Een stuk of dertig Nederlandse touroperators
De volgende ochtend staan we klaar om met de dinghy naar het strand te gaan. Lisa die nog een rugzak mee wil nemen houdt ineens een blauw plastic mapje met bootpapieren omhoog. Ze kijkt me onderzoekend aan. “Jij had deze tas toch doorzocht?” Ik zeg niets. Volgens mij had Lisa dat gedaan.
Als we eenmaal in de dinghy zitten leg ik uit dat de stevige branding ons wel eens, met boot en al, op het strand zou kunnen katapulteren. Maar we timen onze landing goed en alles verloopt zoals het hoort. We laten de bijboot achter op het grote lege zandstrand. Slechts op steenworp afstand van het grote ontsierende betonnen gevaarte. Van zo dichtbij lijkt het ook wel of iedere intentie ontbreekt om het hotelcomplex ooit nog af te maken. Nergens zijn werklui of machines te ontdekken.
(Later horen we van een lokale gids dat er regelmatig drugsgeld gebruikt wordt voor grote en onnodige bouwprojecten. Hij legt uit dat het een manier is om geld wit te wassen. Als het duidelijk wordt dat het niet ‘zuivere’ praktijken zijn wordt de bouw stil gelegd. Het bruikbare materiaal wordt vaak uit de complexen gesloopt en dan is het project overgeleverd aan de tand des tijds.)
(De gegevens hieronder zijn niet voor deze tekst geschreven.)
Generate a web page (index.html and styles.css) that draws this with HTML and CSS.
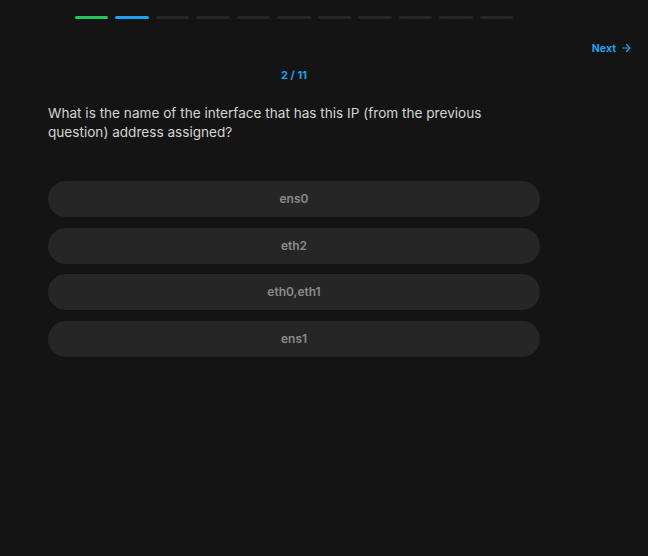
FILE: index.html
```html
<!DOCTYPE html>
<html>
<head>
<meta charset="utf-8">
<link rel="stylesheet" href="styles.css">
</head>
<body>
<div class="page">
  <div class="progress">
    <span class="seg done"></span>
    <span class="seg current"></span>
    <span class="seg"></span>
    <span class="seg"></span>
    <span class="seg"></span>
    <span class="seg"></span>
    <span class="seg"></span>
    <span class="seg"></span>
    <span class="seg"></span>
    <span class="seg"></span>
    <span class="seg"></span>
  </div>
  <div class="topbar">
    <a class="next">Next
      <svg width="12" height="12" viewBox="0 0 24 24" fill="none" stroke="currentColor" stroke-width="2.3" stroke-linecap="round" stroke-linejoin="round"><path d="M5 12h14"/><path d="M13 5l7 7-7 7"/></svg>
    </a>
  </div>
  <div class="main">
    <div class="counter">2 / 11</div>
    <p class="question">What is the name of the interface that has this IP (from the previous question) address assigned?</p>
    <div class="options">
      <button class="opt">ens0</button>
      <button class="opt">eth2</button>
      <button class="opt">eth0,eth1</button>
      <button class="opt">ens1</button>
    </div>
  </div>
</div>
</body>
</html>
```
FILE: styles.css
```css
html, body {
  margin: 0;
  padding: 0;
  background: #141414;
  font-family: Inter, "Noto Sans", sans-serif;
}
.page {
  width: 648px;
  height: 556px;
}
.progress {
  display: flex;
  gap: 7px;
  margin: 0 0 0 75px;
  width: 438px;
  padding-top: 16px;
}
.seg {
  flex: 1;
  height: 3px;
  border-radius: 2px;
  background: #262626;
}
.seg.done { background: #22c55e; }
.seg.current { background: #1da1f2; }
.topbar {
  display: flex;
  justify-content: flex-end;
  padding: 20px 16px 0 0;
  height: 18px;
}
.next {
  display: flex;
  align-items: center;
  gap: 4px;
  color: #1da1f2;
  font-size: 10.5px;
  font-weight: 700;
}
.main {
  width: 492px;
  margin-left: 48px;
}
.counter {
  text-align: center;
  color: #1da1f2;
  font-size: 11px;
  font-weight: 700;
  margin-top: 11px;
  line-height: 14px;
}
.question {
  margin: 22px 0 0;
  color: #d4d4d4;
  font-size: 13.6px;
  line-height: 19px;
}
.options {
  display: flex;
  flex-direction: column;
  gap: 10.5px;
  margin-top: 39px;
}
.opt {
  height: 36px;
  border: none;
  border-radius: 18px;
  background: #262626;
  color: #8b8b8b;
  font-family: Inter, "Noto Sans", sans-serif;
  font-size: 12px;
  font-weight: 600;
  padding: 0 0 1px;
}
```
Jolanda en Roger hebben besloten te gaan wandelen en Lisa en ik rennen de andere kant op. Na een uur ontmoeten we elkaar weer aan een van de vier tafeltjes bij de kleine strandtent. Jolanda en Roger zitten al te wachten en kijken naar de enige zeilboot voor hen op de ankerplaats. Als we even later alle vier aan een cola zitten komt een grote stoet met pick-ups de grote open zandplaats oprijden. De gasten snellen zich onze kant op. Ze nemen plaats op de weinige stoelen onder de parasols en op de betonnen rand vlak naast ons tafeltje. Het is duidelijk een groep die bij elkaar hoort. Het zijn voornamelijk dames en ik tel er zeker dertig. We raken aan de praat met enkele van hen. Het blijken allemaal Nederlandse touroperators te zijn, die op uitnodiging van Tui, hier op Boa Vista een verkenning maken. Het feit dat wij al een flink stuk van de wereld zijn overgevaren met onze zeilboot, en nu met twee gasten de eilanden verkennen, klinkt voor een aantal dames duidelijk interessanter dan de verkennende reis die ze nu zelf aan het maken zijn.